"Playing it safe has become very risky," says author Josh Linkner. Sustaining your success is not based upon relying on your current success. It is rooted in your ability to reinvent. Linkner, best-selling author of The Road to Reinvention and venture capital CEO, lets executives in on the secrets to reinvent their businesses continuously. In this interview with Soundview, he discusses why playing it safe is the
biggest risk you can take, why you need to put yourself out of business before someone else does and how to find and replace "cannonballs" that might be sinking your company.
Soundview: Why is playing it safe the biggest risk of all?

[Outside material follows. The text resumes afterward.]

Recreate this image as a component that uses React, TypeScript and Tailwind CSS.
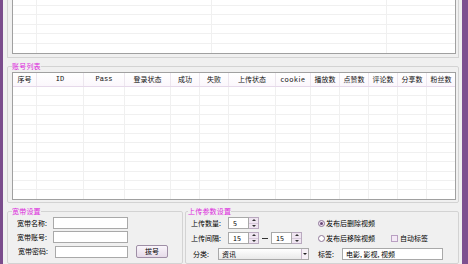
import React from 'react';

const headers = ['序号', 'ID', 'Pass', '登录状态', '成功', '失败', '上传状态', 'cookie', '播放数', '点赞数', '评论数', '分享数', '粉丝数'];
const listCols = 'grid grid-cols-[24px_47px_41px_46px_29px_29px_47px_35px_29px_29px_29px_29px_1fr]';

function GroupBox({ title, className, legendClass, children }: { title?: string; className?: string; legendClass?: string; children: React.ReactNode }) {
  return (
    <fieldset className={`border border-[#d3d3d3] rounded-[2px] min-w-0 ${className ?? ''}`}>
      {title && (
        <legend className={`px-0 text-[7px] leading-[9px] text-[#dc28dc] tracking-[0.2px] ${legendClass ?? ''}`}>{title}</legend>
      )}
      {children}
    </fieldset>
  );
}

function TextBox({ value, className }: { value?: string; className: string }) {
  return (
    <div className={`h-[12px] border border-[#a9a9a9] bg-white flex items-center pl-[3px] text-[7px] leading-none text-black ${className}`}>
      {value}
    </div>
  );
}

function Spin({ value }: { value: string }) {
  return (
    <div className="flex h-[12px]">
      <div className="w-[21px] border border-[#a9a9a9] bg-white flex items-center pl-[4px] text-[7px] leading-none">{value}</div>
      <div className="w-[10px] flex flex-col border border-l-0 border-[#b9a9bf] bg-[#efe5f1]">
        <div className="flex-1 flex items-center justify-center border-b border-[#d6c8da]">
          <div className="w-0 h-0 border-l-[2px] border-r-[2px] border-b-[2px] border-l-transparent border-r-transparent border-b-[#333]" />
        </div>
        <div className="flex-1 flex items-center justify-center">
          <div className="w-0 h-0 border-l-[2px] border-r-[2px] border-t-[2px] border-l-transparent border-r-transparent border-t-[#333]" />
        </div>
      </div>
    </div>
  );
}

export default function App() {
  return (
    <div className="w-[468px] h-[264px] overflow-hidden flex bg-[#7e5090] font-['Noto_Sans_CJK_SC',sans-serif] text-black">
      <div className="w-[3px] bg-[#7a4c8c]" />
      <div className="w-[459px] bg-[#f0f0f0] pl-[4px] pr-[3px] flex flex-col">
        {/* top list */}
        <div className="h-[58px] border-x border-b border-[#d3d3d3] pl-[4px] pr-[2px] shrink-0">
          <div className="h-[54px] border-x border-b border-[#a0a0a0] bg-white flex flex-col justify-end overflow-hidden">
            {Array.from({ length: 6 }).map((_, i) => (
              <div key={i} className="grid grid-cols-[24px_175px_175px_1fr] h-[9.4px] shrink-0 border-b border-[#f0f0f0] last:border-b-0">
                <div className="border-r border-[#f0f0f0]" />
                <div className="border-r border-[#f0f0f0]" />
                <div className="border-r border-[#f0f0f0]" />
                <div />
              </div>
            ))}
          </div>
        </div>

        {/* 账号列表 */}
        <GroupBox title="账号列表" legendClass="ml-0" className="mt-[4px] pl-[4px] pr-[2px] pt-[1px] pb-[2px]">
          <div className="h-[128px] border border-[#a0a0a0] bg-white flex flex-col overflow-hidden">
            <div className={`${listCols} h-[14px] shrink-0 border-b border-[#e6d9ea] bg-gradient-to-b from-white to-[#fbf7fc]`}>
              {headers.map((h, i) => (
                <div
                  key={h}
                  className={`flex items-center justify-center text-[7px] leading-none text-[#111] ${i < headers.length - 1 ? 'border-r border-[#ece6ee]' : ''} ${h === 'cookie' ? 'text-[5px] tracking-[0.6px]' : ''} ${h === 'ID' || h === 'Pass' ? "font-['Liberation_Mono',monospace] text-[6.5px]" : ''}`}
                >
                  {h}
                </div>
              ))}
            </div>
            {Array.from({ length: 12 }).map((_, r) => (
              <div key={r} className={`${listCols} h-[9.4px] shrink-0 border-b border-[#f0f0f0]`}>
                {headers.map((h, i) => (
                  <div key={h} className={i < headers.length - 1 ? 'border-r border-[#f0f0f0]' : ''} />
                ))}
              </div>
            ))}
          </div>
        </GroupBox>

        <div className="flex gap-[2px] mt-[4px] flex-1 min-h-0">
          {/* 宽带设置 */}
          <GroupBox title="宽带设置" legendClass="ml-[-5px]" className="w-[176px] pl-[9px] pt-[1px]">
            <div className="flex flex-col gap-[2px] text-[7px] leading-none">
              <div className="flex items-center h-[12px]">
                <span className="w-[36px]">宽带名称:</span>
                <TextBox className="w-[75px]" />
              </div>
              <div className="flex items-center h-[12px]">
                <span className="w-[36px]">宽带账号:</span>
                <TextBox className="w-[75px]" />
              </div>
              <div className="flex items-center h-[13px]">
                <span className="w-[38px] pl-[1px]">宽带密码:</span>
                <TextBox className="w-[73px]" />
                <button className="ml-[8px] w-[32px] h-[13px] border border-[#9f8fa6] rounded-[2px] bg-gradient-to-b from-[#faf6fb] to-[#e6dbe9] text-[7px] leading-none">
                  拔号
                </button>
              </div>
            </div>
          </GroupBox>

          {/* 上传参数设置 */}
          <GroupBox title="上传参数设置" legendClass="ml-[-3px]" className="flex-1 pl-[5px] pt-[1px]">
            <div className="flex flex-col text-[7px] leading-none">
              <div className="flex items-center h-[12px]">
                <div className="w-[127px] flex items-center">
                  <span className="w-[37px]">上传数量:</span>
                  <Spin value="5" />
                </div>
                <div className="flex items-center gap-[1px]">
                  <div className="w-[7px] h-[7px] rounded-full border border-[#8e7698] bg-[#efe3f2] flex items-center justify-center">
                    <div className="w-[3px] h-[3px] rounded-full bg-[#6a4a78]" />
                  </div>
                  <span>发布后删除视频</span>
                </div>
              </div>
              <div className="flex items-center h-[12px] mt-[3px]">
                <div className="w-[127px] flex items-center">
                  <span className="w-[37px]">上传间隔:</span>
                  <Spin value="15" />
                  <span className="w-[12px] flex justify-center">
                    <span className="w-[6px] h-px bg-[#333]" />
                  </span>
                  <Spin value="15" />
                </div>
                <div className="flex items-center gap-[1px]">
                  <div className="w-[7px] h-[7px] rounded-full border border-[#8e7698] bg-white" />
                  <span>发布后移除视频</span>
                </div>
                <div className="flex items-center gap-[2px] ml-[16px]">
                  <div className="w-[7px] h-[7px] border border-[#b9a0c2] bg-[#f3e9f5]" />
                  <span>自动标签</span>
                </div>
              </div>
              <div className="flex items-center h-[12px] mt-[4px]">
                <div className="w-[127px] flex items-center">
                  <span className="w-[27px] pl-[2px]">分类:</span>
                  <div className="w-[91px] h-[12px] border border-[#a9a9a9] bg-gradient-to-b from-white to-[#e9e9e9] flex items-center">
                    <span className="flex-1 pl-[3px]">资讯</span>
                    <div className="w-[7px] h-full border-l border-[#c9b9ce] bg-[#f6f0f7] flex items-center justify-center">
                      <div className="w-0 h-0 border-l-[2px] border-r-[2px] border-t-[2px] border-l-transparent border-r-transparent border-t-[#222]" />
                    </div>
                  </div>
                </div>
                <span className="w-[24px]">标签:</span>
                <TextBox value="电影, 影视, 视频" className="w-[101px]" />
              </div>
            </div>
          </GroupBox>
        </div>
      </div>
      <div className="flex-1 bg-[#7e5090]" />
    </div>
  );
}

Josh Linkner: What happens is that many successful people fall into the success trap. The trap is they believe success is a permanent condition as if you've arrived and you'll always be there. The reality is that success happens in the context of many external factors. Today, those
factors are changing at a rate like none other in history. What happens is that if we believe that we've arrived and simply cling to the previous ideas, maintain the status quo and expect the same level of success, we're only kidding ourselves and setting ourselves up for disaster. The companies and
the individuals that sustain success over time are the ones that reinvent early and often.
Soundview: How and why should one move toward planned obsolescence?
Linkner: I'd argue that someday a company is going to come and put you out of business so it might as well be you. We have the opportunity to be the disruptor rather than be disrupted. Many people fear the concept of cannibalization. A much more productive approach would be to be
the cannibal. In other words, proactively be the source of destructive change. I would encourage all of us to in fact be the cannibal and put ourselves out of business both as an organization and as a person.
Soundview: Can you define "cannonball" and explain how to deal with them in an organization?
Linkner: Today in the United States military, there are three people required to fire a cannonball. There's one person that holds the cannon, one person that puts the cannonball in the cannon and one person that stands there. Originally, that third person was designed to hold the
horse because you'd have to have a horse drag the cannon up to the top of a hill. If you fired the cannon and the horse wasn't held, the horse would spook and run away. There's a person that stands there when firing a cannon that does absolutely nothing because of an old code. The term cannonball
is a system or way of doing business that made the sense in the past but is irrelevant today. I encourage people to look for those cannonballs inside their own organizations.